# INFORMATION SUPPLIED
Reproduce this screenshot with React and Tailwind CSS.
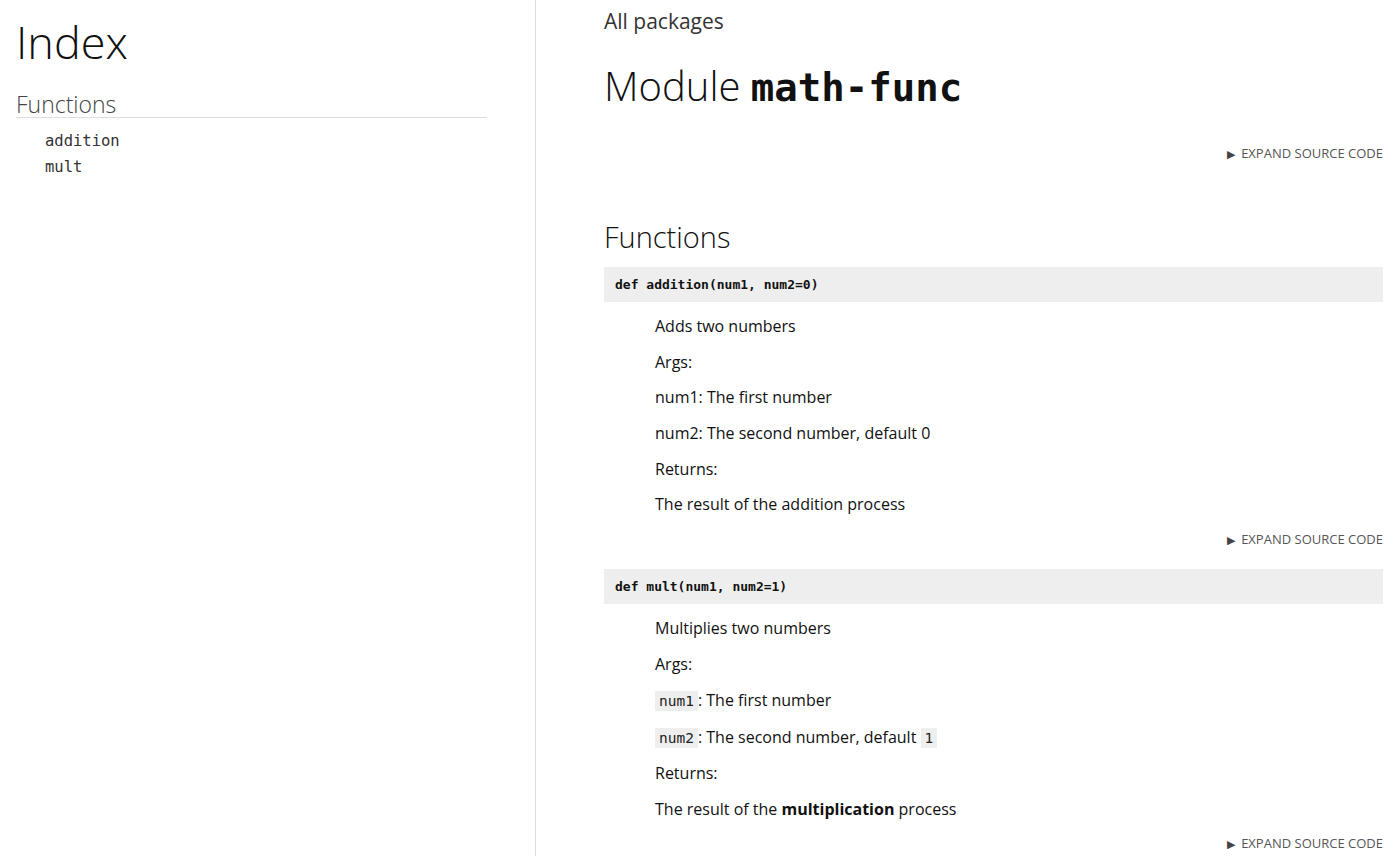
import React from "react";

const sans = "font-['Open_Sans','Noto_Sans',sans-serif]";
const mono = "font-['DejaVu_Sans_Mono','Liberation_Mono',monospace]";

function Expand() {
  return (
    <div className="flex justify-end h-[18px] items-center">
      <span className="flex items-center gap-[6px] text-[13px] text-[#555] uppercase leading-none">
        <span className="text-[11px] text-[#444]">▶</span>
        Expand source code
      </span>
    </div>
  );
}

function Code({ children }) {
  return (
    <code className={`${mono} text-[14.5px] bg-[#eee] px-[4px] py-[2px] text-[#222]`}>{children}</code>
  );
}

function Func({ sig, lines }) {
  return (
    <div>
      <div className="bg-[#eee] h-[35px] flex items-center px-[11px]">
        <span className={`${mono} font-bold text-[13px] text-[#111]`}>{sig}</span>
      </div>
      <div className="pl-[51px] pt-[12px] flex flex-col gap-[11.7px] text-[16px] leading-[24px] text-[#111]">
        {lines.map((l, i) => (
          <p key={i}>{l}</p>
        ))}
      </div>
      <div className="mt-[14px]">
        <Expand />
      </div>
    </div>
  );
}

export default function App() {
  return (
    <div className={`${sans} flex min-h-[856px] bg-white text-[#111]`}>
      <nav className="w-[536px] shrink-0 border-r border-[#ddd] pl-[16px] pr-[48px] pt-[12px]">
        <h1 className="text-[45px] font-light leading-[60px] text-[#111]">Index</h1>
        <h3 className="mt-[20px] text-[23px] font-light leading-[24px] text-[#444] border-b border-[#ddd] pb-[1px]">Functions</h3>
        <ul className={`${mono} text-[15.5px] text-[#333] pl-[29px] pt-[10px] leading-[26px]`}>
          <li>addition</li>
          <li>mult</li>
        </ul>
      </nav>
      <main className="flex-1 pl-[68px] pr-[17px] pt-[7px]">
        <div className="text-[21px] leading-[28px] text-[#333]">All packages</div>
        <h1 className="mt-[23px] text-[40px] font-light leading-[56px] text-[#111]">
          Module <span className={`${mono} font-bold text-[39px] text-[#111]`}>math-func</span>
        </h1>
        <div className="mt-[28px]">
          <Expand />
        </div>
        <h2 className="mt-[56px] text-[29px] font-light leading-[38px] text-[#111]">Functions</h2>
        <div className="mt-[11px] flex flex-col gap-[21px]">
          <Func
            sig="def addition(num1, num2=0)"
            lines={[
              "Adds two numbers",
              "Args:",
              "num1: The first number",
              "num2: The second number, default 0",
              "Returns:",
              "The result of the addition process",
            ]}
          />
          <Func
            sig="def mult(num1, num2=1)"
            lines={[
              "Multiplies two numbers",
              "Args:",
              <>
                <Code>num1</Code>: The first number
              </>,
              <>
                <Code>num2</Code>: The second number, default <Code>1</Code>
              </>,
              "Returns:",
              <>
                The result of the <strong className="font-bold">multiplication</strong> process
              </>,
            ]}
          />
        </div>
      </main>
    </div>
  );
}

# PROBLEM TO SOLVE
Copy every line above that includes the string "React".

# RESULT
Reproduce this screenshot with React and Tailwind CSS.
import React from "react";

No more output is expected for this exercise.